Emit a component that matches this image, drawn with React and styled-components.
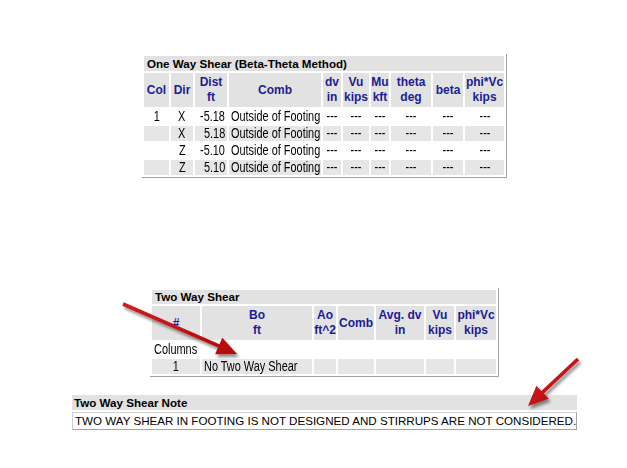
import styled, { createGlobalStyle } from 'styled-components';

const GlobalStyle = createGlobalStyle`
    html, body {
        margin: 0;
        padding: 0;
        background: #ffffff;
    }
    body {
        font-family: "Liberation Sans", Arial, sans-serif;
    }
`

const oneWayCols = [25, 22, 32, 92, 18, 26, 18, 40, 30, 39];
const oneWayHead = [
    ['Col'], ['Dir'], ['Dist', 'ft'], ['Comb'], ['dv', 'in'], ['Vu', 'kips'],
    ['Mu', 'kft'], ['theta', 'deg'], ['beta'], ['phi*Vc', 'kips'],
];
const oneWayRows = [
    ['1', 'X', '-5.18'],
    ['', 'X', '5.18'],
    ['', 'Z', '-5.10'],
    ['', 'Z', '5.10'],
];

const twoWayCols = [48, 110, 22, 36, 48, 28, 40];
const twoWayHead = [
    ['#'], ['Bo', 'ft'], ['Ao', 'ft^2'], ['Comb'], ['Avg. dv', 'in'], ['Vu', 'kips'], ['phi*Vc', 'kips'],
];

// the report prints its data cells in a narrow face, emulate it by squeezing
function Cell ({align = 'left', children, ...rest}) {
    return (
        <Td {...rest}>
            <Fit align={align}>
                <Narrow align={align}>{children}</Narrow>
            </Fit>
        </Td>
    )
}

function HeadCell ({lines}) {
    return (
        <Th>
            {lines.map((l, i) => <div key={i}>{l}</div>)}
        </Th>
    )
}

function Arrow ({x1, y1, x2, y2}) {
    const dx = x2 - x1;
    const dy = y2 - y1;
    const len = Math.sqrt(dx * dx + dy * dy);
    const ux = dx / len;
    const uy = dy / len;
    const headLen = 20;
    const headW = 9;
    const bx = x2 - ux * headLen;
    const by = y2 - uy * headLen;
    const px = -uy;
    const py = ux;
    const shaft = 1.8;
    const pts = [
        [x1 + px * shaft, y1 + py * shaft],
        [bx + px * shaft, by + py * shaft],
        [bx + px * headW, by + py * headW],
        [x2, y2],
        [bx - px * headW, by - py * headW],
        [bx - px * shaft, by - py * shaft],
        [x1 - px * shaft, y1 - py * shaft],
    ].map(p => p.join(',')).join(' ');

    return <polygon points={pts} fill="url(#arrowRed)" filter="url(#arrowShadow)" />
}

function App () {
    return (
        <Page>
            <GlobalStyle />

            <OneWay>
                <Table cols={oneWayCols}>
                    <colgroup>
                        {oneWayCols.map((w, i) => <col key={i} style={{width: w}} />)}
                    </colgroup>
                    <tbody>
                        <tr>
                            <Title colSpan={10}>One Way Shear (Beta-Theta Method)</Title>
                        </tr>
                        <HeadRow>
                            {oneWayHead.map((h, i) => <HeadCell key={i} lines={h} />)}
                        </HeadRow>
                        {oneWayRows.map((r, i) => (
                            <DataRow key={i} shaded={i % 2 === 1}>
                                <Cell align="center">{r[0]}</Cell>
                                <Cell align="center">{r[1]}</Cell>
                                <Cell align="right">{r[2]}</Cell>
                                <Cell>Outside of Footing</Cell>
                                {[0, 1, 2, 3, 4, 5].map(k => <Cell key={k} align="center">---</Cell>)}
                            </DataRow>
                        ))}
                    </tbody>
                </Table>
            </OneWay>

            <TwoWay>
                <Table cols={twoWayCols}>
                    <colgroup>
                        {twoWayCols.map((w, i) => <col key={i} style={{width: w}} />)}
                    </colgroup>
                    <tbody>
                        <tr>
                            <Title colSpan={7} short>Two Way Shear</Title>
                        </tr>
                        <HeadRow>
                            {twoWayHead.map((h, i) => <HeadCell key={i} lines={h} />)}
                        </HeadRow>
                        <DataRow>
                            <Cell>Columns</Cell>
                            <Cell colSpan={6}></Cell>
                        </DataRow>
                        <DataRow shaded>
                            <Cell align="center">1</Cell>
                            <Cell>No Two Way Shear</Cell>
                            {[0, 1, 2, 3, 4].map(k => <Cell key={k}></Cell>)}
                        </DataRow>
                    </tbody>
                </Table>
            </TwoWay>

            <Note>
                <NoteTitle>Two Way Shear Note</NoteTitle>
                <NoteText>TWO WAY SHEAR IN FOOTING IS NOT DESIGNED AND STIRRUPS ARE NOT CONSIDERED.</NoteText>
            </Note>

            <Overlay width="627" height="468" viewBox="0 0 627 468">
                <defs>
                    <linearGradient id="arrowRed" x1="0" y1="0" x2="1" y2="1">
                        <stop offset="0" stopColor="#d41c1c" />
                        <stop offset="1" stopColor="#b20909" />
                    </linearGradient>
                    <filter id="arrowShadow" x="-20%" y="-20%" width="140%" height="140%">
                        <feDropShadow dx="2" dy="3" stdDeviation="1.6" floodColor="#000000" floodOpacity="0.45" />
                    </filter>
                </defs>
                <Arrow x1={123} y1={304} x2={237} y2={354} />
                <Arrow x1={578} y1={359} x2={528} y2={406} />
            </Overlay>
        </Page>
    )
}

export default App;

const Page = styled.div`
    position: relative;
    width: 627px;
    height: 468px;
    overflow: hidden;
    display: flex;
    flex-direction: column;
    align-items: flex-start;
`

const Overlay = styled.svg`
    position: absolute;
    left: 0;
    top: 0;
    pointer-events: none;
`

const OneWay = styled.div`
    margin: 54px 0 0 142px;
`

const TwoWay = styled.div`
    margin: 110px 0 0 150px;
`

const Table = styled.table`
    table-layout: fixed;
    width: ${props => props.cols.reduce((a, b) => a + b, 0) + (props.cols.length + 1) * 2}px;
    border-collapse: separate;
    border-spacing: 2px;
    border-right: 1px solid #a4a4a4;
    border-bottom: 1px solid #a4a4a4;
    color: #000000;
`

const Title = styled.td`
    height: ${props => props.short ? 14 : 15}px;
    padding: 0 3px;
    background: #e2e2e2;
    font-weight: bold;
    font-size: 11.6px;
    line-height: ${props => props.short ? 14 : 15}px;
    white-space: nowrap;
`

const HeadRow = styled.tr`
    height: 34px;
`

const Th = styled.td`
    padding: 0;
    background: #e2e2e2;
    color: #1c1c94;
    font-weight: bold;
    font-size: 12px;
    text-align: center;
    line-height: 15px;
    white-space: nowrap;
`

const DataRow = styled.tr`
    height: 15px;
    background: ${props => props.shaded ? '#e6e6e6' : '#ffffff'};
`

const Td = styled.td`
    padding: 0;
    overflow: hidden;
`

const Fit = styled.div`
    display: flex;
    justify-content: ${props => props.align === 'center' ? 'center' : props.align === 'right' ? 'flex-end' : 'flex-start'};
    padding: 0 2px;
    height: 15px;
`

const Narrow = styled.span`
    flex-shrink: 0;
    font-size: 14px;
    line-height: 15px;
    white-space: nowrap;
    transform: scaleX(0.78);
    transform-origin: ${props => props.align};
`

const Note = styled.div`
    margin: 18px 0 0 72px;
    width: 505px;
    display: flex;
    flex-direction: column;
    gap: 2px;
`

const NoteTitle = styled.div`
    height: 15px;
    padding: 0 2px;
    background: #e2e2e2;
    font-weight: bold;
    font-size: 11.6px;
    line-height: 15px;
`

const NoteText = styled.div`
    height: 16px;
    padding: 0 2px;
    border: 1px solid #a4a4a4;
    border-left-color: #cfcfcf;
    border-top-color: #cfcfcf;
    font-size: 11.6px;
    line-height: 16px;
    white-space: nowrap;
`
══════
◆ Exercise brief
Of the lines above, copy each that contains "components".

◆ Exercise result
Emit a component that matches this image, drawn with React and styled-components.
import styled, { createGlobalStyle } from 'styled-components';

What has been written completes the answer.